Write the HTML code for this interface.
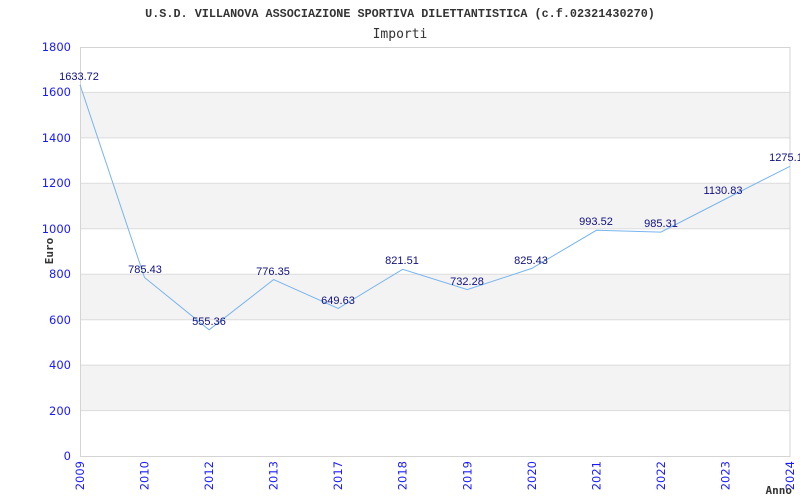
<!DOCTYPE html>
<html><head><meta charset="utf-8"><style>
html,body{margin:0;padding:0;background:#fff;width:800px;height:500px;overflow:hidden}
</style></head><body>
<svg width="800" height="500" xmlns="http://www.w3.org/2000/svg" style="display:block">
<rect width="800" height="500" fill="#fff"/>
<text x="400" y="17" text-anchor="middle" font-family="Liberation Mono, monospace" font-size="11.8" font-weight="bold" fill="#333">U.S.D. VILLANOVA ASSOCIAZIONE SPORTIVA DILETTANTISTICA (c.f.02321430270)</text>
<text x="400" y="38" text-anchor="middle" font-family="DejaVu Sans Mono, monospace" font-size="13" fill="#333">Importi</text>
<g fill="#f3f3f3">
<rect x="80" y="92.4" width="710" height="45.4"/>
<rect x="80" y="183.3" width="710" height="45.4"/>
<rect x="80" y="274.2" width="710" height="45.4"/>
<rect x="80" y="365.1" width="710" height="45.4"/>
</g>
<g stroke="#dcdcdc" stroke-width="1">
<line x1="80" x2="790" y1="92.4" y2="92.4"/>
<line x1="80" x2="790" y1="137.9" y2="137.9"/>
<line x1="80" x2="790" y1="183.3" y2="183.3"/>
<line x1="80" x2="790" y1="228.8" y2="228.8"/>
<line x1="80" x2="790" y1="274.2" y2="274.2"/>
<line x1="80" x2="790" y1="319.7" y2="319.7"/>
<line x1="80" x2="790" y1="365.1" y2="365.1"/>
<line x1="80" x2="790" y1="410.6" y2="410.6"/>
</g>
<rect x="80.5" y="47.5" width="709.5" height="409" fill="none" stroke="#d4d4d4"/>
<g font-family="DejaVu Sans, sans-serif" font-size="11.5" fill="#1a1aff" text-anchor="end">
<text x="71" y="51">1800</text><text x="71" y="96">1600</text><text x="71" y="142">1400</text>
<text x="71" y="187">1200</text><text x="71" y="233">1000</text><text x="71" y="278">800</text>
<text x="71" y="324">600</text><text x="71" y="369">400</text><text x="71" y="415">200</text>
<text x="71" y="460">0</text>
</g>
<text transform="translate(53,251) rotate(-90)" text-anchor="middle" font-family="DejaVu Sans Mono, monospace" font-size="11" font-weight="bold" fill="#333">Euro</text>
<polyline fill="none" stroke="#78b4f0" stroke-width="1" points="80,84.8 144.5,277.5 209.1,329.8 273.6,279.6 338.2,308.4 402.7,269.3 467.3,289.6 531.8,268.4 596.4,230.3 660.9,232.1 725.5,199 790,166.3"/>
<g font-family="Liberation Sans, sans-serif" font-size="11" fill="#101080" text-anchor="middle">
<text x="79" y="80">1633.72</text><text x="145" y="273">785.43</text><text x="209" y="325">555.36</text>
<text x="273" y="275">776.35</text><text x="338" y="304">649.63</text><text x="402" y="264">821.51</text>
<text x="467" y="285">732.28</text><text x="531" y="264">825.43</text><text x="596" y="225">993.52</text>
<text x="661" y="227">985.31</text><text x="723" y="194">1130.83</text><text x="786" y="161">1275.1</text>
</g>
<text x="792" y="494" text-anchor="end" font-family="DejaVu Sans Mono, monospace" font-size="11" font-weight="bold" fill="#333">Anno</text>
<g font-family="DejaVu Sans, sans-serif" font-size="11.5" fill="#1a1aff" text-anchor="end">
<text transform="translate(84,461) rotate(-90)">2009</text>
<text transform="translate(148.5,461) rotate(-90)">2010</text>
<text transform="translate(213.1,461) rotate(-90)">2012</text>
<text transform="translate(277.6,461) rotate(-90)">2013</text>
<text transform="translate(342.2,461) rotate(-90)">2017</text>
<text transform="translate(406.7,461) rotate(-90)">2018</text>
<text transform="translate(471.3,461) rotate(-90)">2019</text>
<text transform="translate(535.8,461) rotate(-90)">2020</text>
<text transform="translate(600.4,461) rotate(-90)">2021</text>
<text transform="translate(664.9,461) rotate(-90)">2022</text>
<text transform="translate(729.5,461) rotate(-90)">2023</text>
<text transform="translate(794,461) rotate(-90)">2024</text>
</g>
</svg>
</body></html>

● ● ● ● ●

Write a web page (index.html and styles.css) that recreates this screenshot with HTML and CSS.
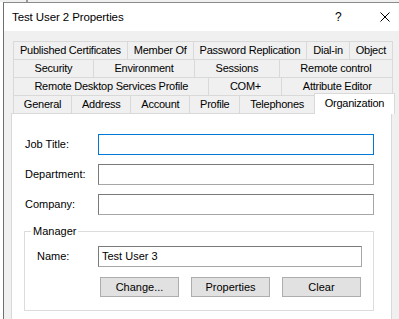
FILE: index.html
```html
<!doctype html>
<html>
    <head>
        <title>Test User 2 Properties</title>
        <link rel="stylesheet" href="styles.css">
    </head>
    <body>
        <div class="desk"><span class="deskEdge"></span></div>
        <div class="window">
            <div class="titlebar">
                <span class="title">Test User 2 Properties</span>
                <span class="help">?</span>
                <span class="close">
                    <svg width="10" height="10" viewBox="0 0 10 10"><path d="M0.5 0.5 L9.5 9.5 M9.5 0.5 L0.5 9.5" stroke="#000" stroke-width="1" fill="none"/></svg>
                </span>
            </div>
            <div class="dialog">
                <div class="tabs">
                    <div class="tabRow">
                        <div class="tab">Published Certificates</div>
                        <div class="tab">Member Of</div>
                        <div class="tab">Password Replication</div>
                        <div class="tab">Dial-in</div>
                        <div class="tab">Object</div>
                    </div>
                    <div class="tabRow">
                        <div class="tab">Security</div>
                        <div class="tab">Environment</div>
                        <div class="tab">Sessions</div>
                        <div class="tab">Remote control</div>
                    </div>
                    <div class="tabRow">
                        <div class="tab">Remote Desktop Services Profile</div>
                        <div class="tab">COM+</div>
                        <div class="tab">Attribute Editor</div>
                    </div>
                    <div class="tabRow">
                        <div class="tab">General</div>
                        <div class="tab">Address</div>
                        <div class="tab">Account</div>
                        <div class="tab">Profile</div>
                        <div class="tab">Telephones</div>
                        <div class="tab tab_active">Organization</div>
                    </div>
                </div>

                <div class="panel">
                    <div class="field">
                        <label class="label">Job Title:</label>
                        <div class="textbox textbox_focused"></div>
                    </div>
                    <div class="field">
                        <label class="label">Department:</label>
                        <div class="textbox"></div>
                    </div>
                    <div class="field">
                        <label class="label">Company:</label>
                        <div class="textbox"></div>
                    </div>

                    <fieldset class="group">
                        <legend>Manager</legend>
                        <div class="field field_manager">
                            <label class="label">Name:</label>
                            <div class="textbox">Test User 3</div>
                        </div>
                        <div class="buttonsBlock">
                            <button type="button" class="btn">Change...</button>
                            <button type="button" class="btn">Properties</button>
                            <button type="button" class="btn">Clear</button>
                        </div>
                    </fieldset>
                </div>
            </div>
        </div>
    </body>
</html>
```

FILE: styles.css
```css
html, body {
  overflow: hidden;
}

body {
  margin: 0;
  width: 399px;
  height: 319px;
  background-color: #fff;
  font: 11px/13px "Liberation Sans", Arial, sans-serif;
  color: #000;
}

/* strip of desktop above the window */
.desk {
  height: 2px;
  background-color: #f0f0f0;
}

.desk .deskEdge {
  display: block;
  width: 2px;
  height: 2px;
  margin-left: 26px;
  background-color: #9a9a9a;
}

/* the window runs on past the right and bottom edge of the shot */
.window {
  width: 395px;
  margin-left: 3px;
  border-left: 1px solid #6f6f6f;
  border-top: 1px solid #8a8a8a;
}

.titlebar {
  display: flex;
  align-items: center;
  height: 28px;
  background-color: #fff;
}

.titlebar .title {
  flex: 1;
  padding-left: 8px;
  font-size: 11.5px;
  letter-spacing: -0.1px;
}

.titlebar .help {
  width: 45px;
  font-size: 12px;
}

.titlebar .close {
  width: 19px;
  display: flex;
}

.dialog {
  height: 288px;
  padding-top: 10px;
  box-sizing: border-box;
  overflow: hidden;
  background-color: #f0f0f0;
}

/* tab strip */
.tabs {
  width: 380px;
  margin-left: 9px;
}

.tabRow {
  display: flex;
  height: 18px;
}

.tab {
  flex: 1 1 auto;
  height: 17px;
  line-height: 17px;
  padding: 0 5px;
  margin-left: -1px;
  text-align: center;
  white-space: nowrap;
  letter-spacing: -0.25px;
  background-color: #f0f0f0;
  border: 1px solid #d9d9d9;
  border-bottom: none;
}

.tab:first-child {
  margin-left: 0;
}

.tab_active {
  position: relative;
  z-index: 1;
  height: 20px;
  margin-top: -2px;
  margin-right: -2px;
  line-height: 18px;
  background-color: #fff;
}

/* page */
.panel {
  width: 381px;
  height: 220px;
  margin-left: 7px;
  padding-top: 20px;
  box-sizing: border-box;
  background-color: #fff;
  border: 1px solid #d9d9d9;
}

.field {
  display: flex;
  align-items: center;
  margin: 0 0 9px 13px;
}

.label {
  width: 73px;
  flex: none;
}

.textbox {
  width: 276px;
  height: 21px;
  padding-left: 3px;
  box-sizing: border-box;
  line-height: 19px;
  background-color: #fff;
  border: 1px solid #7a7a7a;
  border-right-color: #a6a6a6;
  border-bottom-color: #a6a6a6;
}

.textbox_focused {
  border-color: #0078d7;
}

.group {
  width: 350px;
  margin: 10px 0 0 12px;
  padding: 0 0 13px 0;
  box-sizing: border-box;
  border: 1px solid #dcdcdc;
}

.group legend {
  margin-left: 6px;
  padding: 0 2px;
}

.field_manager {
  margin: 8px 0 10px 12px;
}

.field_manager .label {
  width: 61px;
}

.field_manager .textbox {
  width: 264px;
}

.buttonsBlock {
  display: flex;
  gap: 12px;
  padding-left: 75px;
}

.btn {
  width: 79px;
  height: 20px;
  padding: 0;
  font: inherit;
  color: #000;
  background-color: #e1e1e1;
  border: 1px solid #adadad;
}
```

● ● ● ● ●

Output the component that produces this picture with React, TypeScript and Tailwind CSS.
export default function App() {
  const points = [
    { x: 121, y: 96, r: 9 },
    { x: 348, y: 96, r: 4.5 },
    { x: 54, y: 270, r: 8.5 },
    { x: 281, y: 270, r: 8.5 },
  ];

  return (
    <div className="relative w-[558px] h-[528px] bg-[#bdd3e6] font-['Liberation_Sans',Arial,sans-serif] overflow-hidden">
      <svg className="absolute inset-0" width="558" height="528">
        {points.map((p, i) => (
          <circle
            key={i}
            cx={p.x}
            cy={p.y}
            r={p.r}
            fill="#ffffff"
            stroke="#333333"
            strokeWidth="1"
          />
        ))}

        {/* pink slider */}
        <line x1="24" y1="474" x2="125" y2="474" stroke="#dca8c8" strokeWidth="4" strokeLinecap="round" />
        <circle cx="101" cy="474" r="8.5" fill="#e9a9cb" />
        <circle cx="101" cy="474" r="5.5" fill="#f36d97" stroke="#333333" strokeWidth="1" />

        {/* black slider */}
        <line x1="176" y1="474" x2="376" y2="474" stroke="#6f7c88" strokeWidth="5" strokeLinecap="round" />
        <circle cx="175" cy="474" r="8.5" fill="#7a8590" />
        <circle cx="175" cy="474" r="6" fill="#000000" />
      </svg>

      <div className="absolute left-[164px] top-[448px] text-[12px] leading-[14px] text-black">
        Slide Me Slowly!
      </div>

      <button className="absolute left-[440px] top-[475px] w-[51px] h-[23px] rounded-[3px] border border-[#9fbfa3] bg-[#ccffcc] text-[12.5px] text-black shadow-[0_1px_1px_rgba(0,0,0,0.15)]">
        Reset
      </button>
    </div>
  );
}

● ● ● ● ●

→ **WHAT THIS TASK INVOLVES**
Copy every line of the listing where the word "that" appears.

→ **EXERCISE SOLUTION**
Write a web page (index.html and styles.css) that recreates this screenshot with HTML and CSS.
Output the component that produces this picture with React, TypeScript and Tailwind CSS.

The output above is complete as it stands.